KUWAIT (REUTERS) - Opec and allied oil producers are ready to hold an extraordinary meeting and will do what is needed if the current cut in oil output by 1.2 million barrels per day (bpd) does not balance the market next year, United Arab Emirates' energy minister, who is the cartel's president, said on Sunday (Dec 23).
Extending the output agreement signed in early December will not be a problem and producers will do as the market demands, Suhail al-Mazrouei told a news conference at a gathering of the Organisation of Arab Petroleum Exporting Countries in Kuwait.
"What if the 1.2 million barrels of cuts are not enough? I am telling you that if it is not, we will meet and see what is enough and we will do it," Mr Mazrouei said.

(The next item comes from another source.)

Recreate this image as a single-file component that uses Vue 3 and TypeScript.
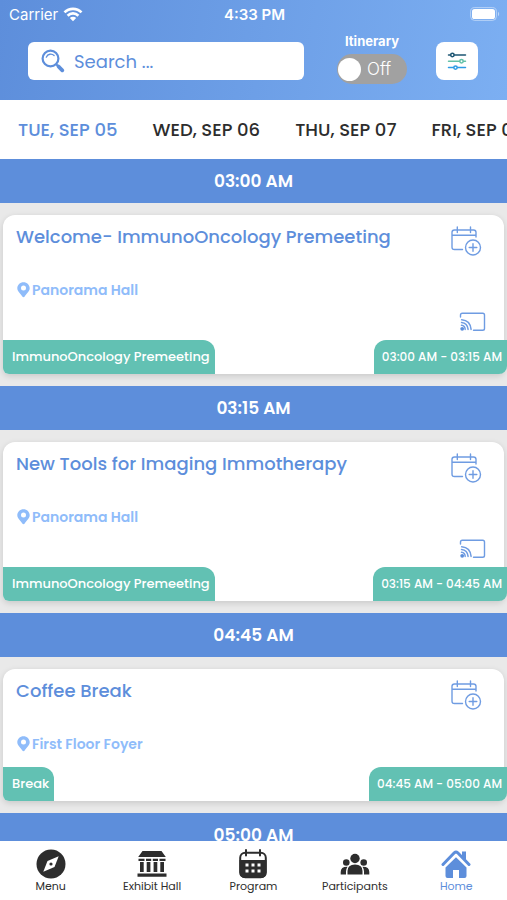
<script setup lang="ts">
import { ref } from 'vue'

interface Session {
  start: string
  title: string
  place: string
  track: string
  time: string
  live: boolean
}

type NavIcon = 'compass' | 'hall' | 'calendar' | 'people' | 'home'

interface NavItem {
  label: string
  icon: NavIcon
}

const days: string[] = ['TUE, SEP 05', 'WED, SEP 06', 'THU, SEP 07', 'FRI, SEP 08']
const activeDay = ref(0)
const query = ref('')
const itinerary = ref(false)
const activeNav = ref('Home')

const sessions: Session[] = [
  {
    start: '03:00 AM',
    title: 'Welcome- ImmunoOncology Premeeting',
    place: 'Panorama Hall',
    track: 'ImmunoOncology Premeeting',
    time: '03:00 AM - 03:15 AM',
    live: true,
  },
  {
    start: '03:15 AM',
    title: 'New Tools for Imaging Immotherapy',
    place: 'Panorama Hall',
    track: 'ImmunoOncology Premeeting',
    time: '03:15 AM - 04:45 AM',
    live: true,
  },
  {
    start: '04:45 AM',
    title: 'Coffee Break',
    place: 'First Floor Foyer',
    track: 'Break',
    time: '04:45 AM - 05:00 AM',
    live: false,
  },
]
const upcoming = '05:00 AM'

const navItems: NavItem[] = [
  { label: 'Menu', icon: 'compass' },
  { label: 'Exhibit Hall', icon: 'hall' },
  { label: 'Program', icon: 'calendar' },
  { label: 'Participants', icon: 'people' },
  { label: 'Home', icon: 'home' },
]
</script>

<template>
  <div class="app">
    <header class="header">
      <div class="status">
        <span class="carrier">
          Carrier
          <svg width="20" height="15" viewBox="0 0 20 15" aria-hidden="true">
            <g fill="none" stroke="#fff" stroke-width="2.7">
              <path d="M1.5 5.4a12 12 0 0 1 17 0" />
              <path d="M4.6 8.7a7.6 7.6 0 0 1 10.8 0" />
            </g>
            <path d="M6.8 11a4.5 4.5 0 0 1 6.4 0L10 14.300z" fill="#fff" />
          </svg>
        </span>
        <span class="clock">4:33 PM</span>
        <span class="battery">
          <svg width="30" height="14" viewBox="0 0 30 14" aria-hidden="true">
            <rect x="0.600" y="0.600" width="25.800" height="12.800" rx="4" fill="none" stroke="#fff" stroke-opacity=".45" />
            <rect x="2" y="2" width="23" height="10" rx="2.600" fill="#fff" />
            <path d="M28 4.800c1.600.8 1.600 3.600 0 4.400z" fill="#fff" fill-opacity=".5" />
          </svg>
        </span>
      </div>
      <div class="tools">
        <label class="search">
          <svg width="24" height="24" viewBox="0 0 24 24" fill="none" stroke="#5d8edb" aria-hidden="true">
            <circle cx="9.500" cy="9.500" r="7.900" stroke-width="2.200" />
            <path d="M5.300 8.200c1.400-3.300 5.300-4 7.800-1.700" stroke-width="1.300" stroke-linecap="round" />
            <path d="M15.200 15.200l2.600 2.600" stroke-width="2" />
            <path d="M17.500 17.500l3.800 3.800" stroke-width="3.800" stroke-linecap="round" />
          </svg>
          <input v-model="query" type="text" placeholder="Search ..." aria-label="Search" />
        </label>
        <label class="itinerary">
          <span class="itinerary-label">Itinerary</span>
          <input v-model="itinerary" type="checkbox" class="switch-input" />
          <span class="switch" :class="{ on: itinerary }">
            <span class="knob"></span>
            <span class="switch-text">{{ itinerary ? 'On' : 'Off' }}</span>
          </span>
        </label>
        <button type="button" class="filter" aria-label="Filters">
          <svg width="20" height="20" viewBox="0 0 20 20" fill="none" stroke-width="1.500" stroke-linecap="round" aria-hidden="true">
            <g stroke="#1d5673"><path d="M1.500 4H3.500M7.300 4h11.200" /><circle cx="5.400" cy="4" r="1.700" /></g>
            <g stroke="#62c1a8"><path d="M1.500 10.300H12.500M16.500 10.300h2" /><circle cx="14.500" cy="10.300" r="1.700" /></g>
            <g stroke="#2d9be4"><path d="M1.500 16.600H6.500M10.500 16.600h8" /><circle cx="8.500" cy="16.600" r="1.700" /></g>
          </svg>
        </button>
      </div>
    </header>

    <nav class="days" aria-label="Days">
      <button
        v-for="(day, i) in days"
        :key="day"
        type="button"
        class="day"
        :class="{ active: i === activeDay }"
        @click="activeDay = i"
      >{{ day }}</button>
    </nav>

    <main class="agenda">
      <section v-for="s in sessions" :key="s.start">
        <h2 class="slot">{{ s.start }}</h2>
        <div class="slot-body">
          <article class="card">
            <div class="card-top">
              <h3 class="title">{{ s.title }}</h3>
              <button type="button" class="icon-button" aria-label="Add to itinerary">
                <svg width="32" height="32" viewBox="0 0 32 32" fill="none" stroke="#6f9ce2" stroke-width="1.400" stroke-linecap="round" aria-hidden="true">
                  <path d="M12.500 25.500H4.500Q2 25.500 2 23V8.300Q2 6 4.500 6H23.500Q26 6 26 8.300V13M2 11.200H26M7.300 3V8.500M20.500 3V8.500" />
                  <circle cx="23" cy="23.500" r="7.500" />
                  <path d="M23 19.700v7.600M19.200 23.500h7.600" />
                </svg>
              </button>
            </div>
            <p class="place">
              <svg width="13" height="17" viewBox="0 0 13 17" aria-hidden="true">
                <path fill-rule="evenodd" fill="#8fbcfa" d="M6.500.2C3 .2.300 2.900.300 6.200c0 3.200 3.400 5.500 5 8.300q1.200 1.600 2.400 0c1.600-2.800 5-5.100 5-8.300C12.700 2.900 10 .2 6.500.2zM6.500 3.500a2.500 2.500 0 1 1 0 5a2.500 2.500 0 0 1 0-5z" />
              </svg>
              {{ s.place }}
            </p>
            <div v-if="s.live" class="cast">
              <button type="button" class="icon-button" aria-label="Watch stream">
                <svg width="27" height="20" viewBox="0 0 27 20" fill="none" stroke="#6f9ce2" stroke-linecap="round" aria-hidden="true">
                  <path d="M1.500 5V3Q1.500 1.200 3.300 1.200H23.700Q25.500 1.200 25.500 3V16.500Q25.500 18.300 23.700 18.300H14.500" stroke-width="1.400" />
                  <path d="M2.500 13.200q3.500.3 3.700 4.200M2.500 10.400q6 .5 6.600 7M2.700 7.700q8.600.6 9.400 9.700" stroke-width="1.500" />
                  <circle cx="3.200" cy="16.800" r="1.900" fill="#5d8edb" stroke="none" />
                </svg>
              </button>
            </div>
            <footer class="tags">
              <span class="tag track">{{ s.track }}</span>
              <time class="tag time">{{ s.time }}</time>
            </footer>
          </article>
        </div>
      </section>
      <section>
        <h2 class="slot">{{ upcoming }}</h2>
      </section>
    </main>

    <nav class="tabbar" aria-label="Main">
      <a
        v-for="item in navItems"
        :key="item.label"
        href="#"
        class="tab"
        :class="{ active: item.label === activeNav }"
        @click.prevent="activeNav = item.label"
      >
        <svg v-if="item.icon === 'compass'" width="30" height="30" viewBox="0 0 30 30" aria-hidden="true">
          <circle cx="15" cy="15" r="14.500" fill="currentColor" />
          <path d="M22.700 7.300L18.500 18L7.300 22.700L11.500 12z" fill="#fff" />
          <circle cx="15" cy="15" r="1.600" fill="currentColor" />
        </svg>
        <svg v-else-if="item.icon === 'hall'" width="30" height="30" viewBox="0 0 30 30" fill="currentColor" aria-hidden="true">
          <path d="M5.500 2h19l4.300 6H1.200zM.500 24.500h29v3.300H.500z" />
          <path d="M1.500 9.700h6v2.200h-6zM9 9.700h5.200v2.200H9zM15.800 9.700H21v2.200h-5.200zM22.500 9.700h6v2.200h-6z" />
          <path d="M3 13h3.700v10H3zM9.700 13h3.700v10H9.700zM16.600 13h3.700v10h-3.700zM23.300 13H27v10h-3.700z" />
        </svg>
        <svg v-else-if="item.icon === 'calendar'" width="30" height="30" viewBox="0 0 30 30" aria-hidden="true">
          <rect x="2.200" y="3.800" width="25.600" height="24.400" rx="5" fill="#fff" stroke="currentColor" stroke-width="2" />
          <path d="M1.500 11h27v12q0 6-6 6h-15q-6 0-6-6z" fill="currentColor" />
          <path d="M8 1v5.500M22 1v5.500" stroke="currentColor" stroke-width="2" stroke-linecap="round" />
          <path d="M7.500 16h3M13.500 16h3M19.500 16h3M7.500 22h3M13.500 22h3M19.500 22h3" stroke="#fff" stroke-width="2.800" />
        </svg>
        <svg v-else-if="item.icon === 'people'" width="30" height="30" viewBox="0 0 30 30" fill="currentColor" aria-hidden="true">
          <circle cx="15" cy="9.500" r="4.700" />
          <circle cx="6.300" cy="13.500" r="3.300" />
          <circle cx="23.700" cy="13.500" r="3.300" />
          <path d="M7.500 25.500V22q0-6.500 7.500-6.500t7.500 6.500v3.500zM.700 25.500V23q0-5.500 6.800-5.300Q6 20 6 22.500v3zM29.300 25.500V23q0-5.500-6.800-5.300Q24 20 24 22.500v3z" />
        </svg>
        <svg v-else width="30" height="30" viewBox="0 0 30 30" fill="currentColor" aria-hidden="true">
          <path d="M2 15.500L13.300 3.800q1.700-1.600 3.400 0L28 15.500" fill="none" stroke="currentColor" stroke-width="3" stroke-linecap="round" stroke-linejoin="round" />
          <path d="M21 2.500h4v8.500l-4-4zM15 8.200L25.500 18.500V27q0 2-2 2H18v-8h-6v8H6.500q-2 0-2-2v-8.500z" />
        </svg>
        <span>{{ item.label }}</span>
      </a>
    </nav>
  </div>
</template>

<style>
body {
  margin: 0;
}
</style>

<style scoped>
.app {
  --blue: #5d8edb;
  --green: #62c1b3;
  display: flex;
  flex-direction: column;
  height: 100vh;
  overflow: hidden;
  background: #e9e9e9;
  color: #2d2d2d;
  font-family: Poppins, Inter, sans-serif;
}

button,
input {
  margin: 0;
  border: 0;
  padding: 0;
  background: none;
  font: inherit;
  color: inherit;
}

button {
  cursor: pointer;
}

svg {
  display: block;
  flex: none;
}

.header {
  flex: none;
  padding-bottom: 16px;
  background: linear-gradient(100deg, #5d8edb, #7caff2);
  color: #fff;
}

.status {
  display: grid;
  grid-template-columns: 1fr auto 1fr;
  align-items: center;
  height: 28px;
  padding: 0 7px 0 9px;
  font-family: Inter, sans-serif;
  font-size: 15px;
}

.carrier {
  display: flex;
  align-items: center;
  gap: 5px;
}

.clock {
  font-weight: 600;
}

.battery {
  justify-self: end;
}

.tools {
  display: flex;
  align-items: flex-end;
  height: 56px;
  padding: 0 29px 0 28px;
}

.search {
  display: flex;
  flex: 1;
  align-items: center;
  gap: 9px;
  box-sizing: border-box;
  min-width: 0;
  height: 38px;
  margin-bottom: 4px;
  padding: 0 13px;
  border-radius: 6px;
  background: #fff;
}

.search input {
  flex: 1;
  width: 100%;
  min-width: 0;
  outline: none;
  color: var(--blue);
  font-size: 18px;
}

.search input::placeholder {
  color: var(--blue);
  opacity: 1;
}

.itinerary {
  position: relative;
  display: flex;
  flex: none;
  flex-direction: column;
  align-items: center;
  gap: 4px;
  margin: 0 29px 0 33px;
  font-family: Inter, sans-serif;
  cursor: pointer;
}

.itinerary-label {
  font-size: 13px;
  font-weight: 700;
  line-height: 18px;
}

.switch-input {
  position: absolute;
  opacity: 0;
}

.switch {
  display: flex;
  align-items: center;
  gap: 6px;
  box-sizing: border-box;
  width: 70px;
  height: 30px;
  padding: 0 1px;
  border-radius: 15px;
  background: #a1a1a1;
}

.switch.on {
  flex-direction: row-reverse;
  background: var(--green);
}

.knob {
  width: 23px;
  height: 23px;
  border-radius: 50%;
  background: #fff;
}

.switch-text {
  font-size: 17px;
  font-weight: 300;
}

.filter {
  display: grid;
  flex: none;
  place-items: center;
  width: 42px;
  height: 38px;
  margin-bottom: 4px;
  border-radius: 8px;
  background: #fff;
}

.days {
  display: flex;
  flex: none;
  gap: 35px;
  height: 59px;
  padding-left: 18px;
  overflow: hidden;
  background: #fff;
}

.day {
  flex: none;
  font-size: 18px;
  font-weight: 500;
  white-space: nowrap;
}

.day.active {
  color: var(--blue);
}

.agenda {
  flex: 1;
  min-height: 0;
  overflow-y: auto;
  scrollbar-width: none;
}

.slot {
  margin: 0;
  background: var(--blue);
  color: #fff;
  font-size: 17px;
  font-weight: 600;
  line-height: 44px;
  text-align: center;
}

.slot-body {
  padding: 12px 3px;
}

.card {
  border-radius: 12px 12px 6px 6px;
  background: #fff;
  box-shadow: 0 2px 6px rgba(0, 0, 0, 0.14);
}

.card-top {
  display: flex;
  justify-content: space-between;
  height: 65px;
  box-sizing: border-box;
  padding: 9px 22px 0 13px;
}

.title {
  margin: 0;
  color: var(--blue);
  font-size: 18px;
  font-weight: 500;
  line-height: 26px;
}

.icon-button {
  align-self: flex-start;
}

.place {
  display: flex;
  align-items: center;
  gap: 2px;
  height: 20px;
  margin: 0;
  padding-left: 14px;
  color: #8fbcfa;
  font-size: 14px;
  font-weight: 600;
}

.cast {
  display: flex;
  justify-content: flex-end;
  height: 27px;
  padding: 12px 18px 0 0;
  box-sizing: border-box;
}

.tags {
  display: flex;
  align-items: flex-end;
  justify-content: space-between;
  height: 47px;
  margin-right: -3px;
}

.tag {
  padding: 0 5px 0 8px;
  background: var(--green);
  color: #fff;
  font-size: 12px;
  font-weight: 500;
  line-height: 34px;
}

.track {
  padding-left: 9px;
  border-radius: 0 12px 0 6px;
  font-size: 13px;
}

.time {
  border-radius: 12px 0 8px 0;
}

.tabbar {
  display: grid;
  flex: none;
  grid-template-columns: repeat(5, 1fr);
  height: 59px;
  background: #fff;
}

.tab {
  display: flex;
  flex-direction: column;
  align-items: center;
  padding-top: 8px;
  color: #2d2d2d;
  font-size: 11px;
  line-height: 14px;
  text-decoration: none;
}

.tab.active {
  color: var(--blue);
}
</style>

"The plan (to cut oil production) is well studied, but if it does not work, we always have the power in Opec to call for an extraordinary meeting," he added.
"If we are required to extend for (another) six months, we will do it... I can assure you an extension will not be a problem."
The Organisation of the Petroleum Exporting Countries (Opec) and its Russia-led allies agreed earlier this month to slash oil production by more than the market had expected.
Still, oil prices fell last Friday to their lowest since the third quarter of 2017 as global oversupply kept buyers away from the market ahead of holidays over the next two weeks.
The UAE minister said a joint Opec and non-Opec monitoring committee would meet in Baku at the end of February or the beginning of March, as producers aim to return the oil market to the balance reached in the summer of 2018.
Mr Mazrouei was speaking at a joint news conference with the Iraqi and Algerian energy ministers as well as Saudi Arabia's Opec governor, Mr Adeeb Al-Aama.
Mr Al-Aama said oil market oversupply had fallen to 37 million barrels of crude in November from 340 million barrels in January 2017, when Opec and its allies began cutting production in an attempt to lift the price of crude.
Iraqi Oil Minister Thamir Ghadhban said there was an expectation that the oil output cut decision could be renewed, adding that Iraq would be willing to extend the production agreement in April. Opec is set to hold its next oil output policy decision meeting that month in Vienna.
"We will be watching the prices and how they react over time," Mr Ghadhban said.
Saudi Arabia is fully committed to the reduction agreement, Mr Al-Aama said, adding that the world's top oil exporter's production in January is set at 10.2 million bpd, lower than its output target of 10.3 million bpd under the recent pact.
The kingdom has over committed with previous cuts, reducing more than its share and reaching a compliance of 120 per cent from January 2017 until May 2018, Mr Al-Aama said.